The last step is to further refine the WDN-tailored edge betweenness metric attributing weights to the pipes as, for example, the pipes' hydraulic resistance. These weights allow moving the network domain analysis closer to the expected hydraulic behaviour of the system; pipe hydraulic resistances, for example, drive the water fluxes.

## CASE STUDIES

The WDN-tailored edge betweenness is here applied and discussed using BBLAWN and other six Apulian real WDNs, in order to show the effectiveness of the analysis for different typology of WDNs. The relevant characteristics of analysed networks are reported in Table 1. Table 1 also reports the Spearman correlation index (Spearman 1904) between two metrics considering several weights, i.e., connectivity, length and resistance, for the edge betweenness. This way the analysis includes the domain characteristics of the networks.

WDN name . | Node # . | Pipe # . | Reservoirs # . | Tanks # . | Demand nodes # . | Inhabitants [×1000] # . | Corr. index resistance . | Corr. index connectivity . | Corr. index length . |
---|---|---|---|---|---|---|---|---|---|

BBLAWN | 390 | 439 | 1 | 7 | 334 | – | 0.74 | 0.75 | 0.75 |

Apulia 1 | 986 | 1,105 | 1 | 0 | 663 | 12 | 0.64 | 0.71 | 0.73 |

Apulia 2 | 7,716 | 8,496 | 3 | 0 | 7,011 | 12 | 0.60 | 0.63 | 0.65 |

Apulia 3 | 1,270 | 1,472 | 3 | 0 | 992 | 199 | 0.54 | 0.50 | 0.53 |

Apulia 4 | 3,166 | 3,483 | 2 | 0 | 1,582 | 26 | 0.66 | 0.75 | 0.79 |

Apulia 5 | 7,164 | 7,895 | 1 | 0 | 2,918 | 70 | 0.62 | 0.70 | 0.75 |

Apulia 6 | 1,111 | 1,307 | 1 | 0 | 770 | 13 | 0.54 | 0.59 | 0.60 |

WDN name . | Node # . | Pipe # . | Reservoirs # . | Tanks # . | Demand nodes # . | Inhabitants [×1000] # . | Corr. index resistance . | Corr. index connectivity . | Corr. index length . |
---|---|---|---|---|---|---|---|---|---|

BBLAWN | 390 | 439 | 1 | 7 | 334 | – | 0.74 | 0.75 | 0.75 |

Apulia 1 | 986 | 1,105 | 1 | 0 | 663 | 12 | 0.64 | 0.71 | 0.73 |

Apulia 2 | 7,716 | 8,496 | 3 | 0 | 7,011 | 12 | 0.60 | 0.63 | 0.65 |

Apulia 3 | 1,270 | 1,472 | 3 | 0 | 992 | 199 | 0.54 | 0.50 | 0.53 |

Apulia 4 | 3,166 | 3,483 | 2 | 0 | 1,582 | 26 | 0.66 | 0.75 | 0.79 |

Apulia 5 | 7,164 | 7,895 | 1 | 0 | 2,918 | 70 | 0.62 | 0.70 | 0.75 |

Apulia 6 | 1,111 | 1,307 | 1 | 0 | 770 | 13 | 0.54 | 0.59 | 0.60 |

Figure 1 (left panel) reports the pipe with the highest 5% of flow rate values averaged on 1-day hydraulic simulation; (right panel) the pipes with highest 5% values of WDN-tailored edge betweenness for the BBLAWN network. The most relevant pipes correspond for the two metrics. Therefore, the WDN-tailored edge betweenness is able to identify almost all the most important pipes, as ranked by pipe flow rates, only on the basis of the domain structure of the system. The correlation index for BBLAWN in Table 1, i.e., weighting the WDN-tailored edge betweenness with pipe resistance, is equal to 0.74. This result confirms the usefulness of the edge betweenness for WDN domain analysis. It can be argued that information about reservoirs, tanks and directional devices enhances the domain analysis. Furthermore, Figure 1 shows that the analysis defines a main path into the network that starts from the only reservoir and reaches the tank on the left. From this main conduct, two other paths delineate the remaining part of the network ‘skeleton’, i.e., the main structure of the network. Both two metrics indicate the most relevant pipe as those close to the only reservoir, i.e., the most relevant hub.
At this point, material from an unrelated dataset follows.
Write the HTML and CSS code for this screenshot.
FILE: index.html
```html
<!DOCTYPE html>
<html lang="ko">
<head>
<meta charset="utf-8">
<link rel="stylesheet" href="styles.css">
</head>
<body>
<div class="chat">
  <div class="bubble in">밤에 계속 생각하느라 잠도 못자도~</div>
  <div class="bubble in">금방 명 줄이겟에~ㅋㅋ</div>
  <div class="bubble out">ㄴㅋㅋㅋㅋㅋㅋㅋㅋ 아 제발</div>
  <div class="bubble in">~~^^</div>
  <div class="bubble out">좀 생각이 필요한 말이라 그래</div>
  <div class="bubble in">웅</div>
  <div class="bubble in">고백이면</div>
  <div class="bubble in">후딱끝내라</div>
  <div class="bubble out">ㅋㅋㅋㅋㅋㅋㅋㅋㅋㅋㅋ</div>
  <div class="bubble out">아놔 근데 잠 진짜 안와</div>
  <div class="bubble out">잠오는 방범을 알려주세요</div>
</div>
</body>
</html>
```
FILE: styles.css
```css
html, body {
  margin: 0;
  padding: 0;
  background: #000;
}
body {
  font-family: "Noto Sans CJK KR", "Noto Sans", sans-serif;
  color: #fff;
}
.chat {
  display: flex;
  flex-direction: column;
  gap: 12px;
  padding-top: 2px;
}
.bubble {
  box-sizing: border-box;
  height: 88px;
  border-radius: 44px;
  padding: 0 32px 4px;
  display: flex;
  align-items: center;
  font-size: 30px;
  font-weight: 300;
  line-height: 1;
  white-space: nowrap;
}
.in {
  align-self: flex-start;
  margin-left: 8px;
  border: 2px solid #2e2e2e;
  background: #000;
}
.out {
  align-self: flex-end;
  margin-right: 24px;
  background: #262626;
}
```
Figure 2 reports the flow (left panel) and the WDN-tailored edge betweenness (right panel) for Apulia 1 network. The network is composed of a single reservoir and a pressure control valve, for controlling pressure and reducing water losses. The presence of a single reservoir uniquely defines the main path of the pipes, which starts from the water source, i.e., the only hub, and reaches the centre of the network (see the darker circles). Most of the pipes with slightly lower metrics values (see the lightest circles) act as links between the main path and the rest of the network. The correlation index between two metrics, considering the pipe resistance as weight for the edge betweenness, is equal to 0.64, confirming that the information contained in the domain is relevant for the WDN hydraulics. Table 1 shows that for Apulia 1 network the correlation assumes higher values considering the length as weight for the pipes (i.e., 0.73). This occurs for six of the seven analysed networks, although graphically the pipe hydraulic resistance better corresponds to the flow distribution as expected from an engineering perspective. For this reason, pipe hydraulic resistance was chosen as weight to discuss the metric. However, it is important noting that, regardless of weight, the correlation index is always greater than 0.50, i.e., the edge betweenness well identifies the hydraulic behaviour of the networks.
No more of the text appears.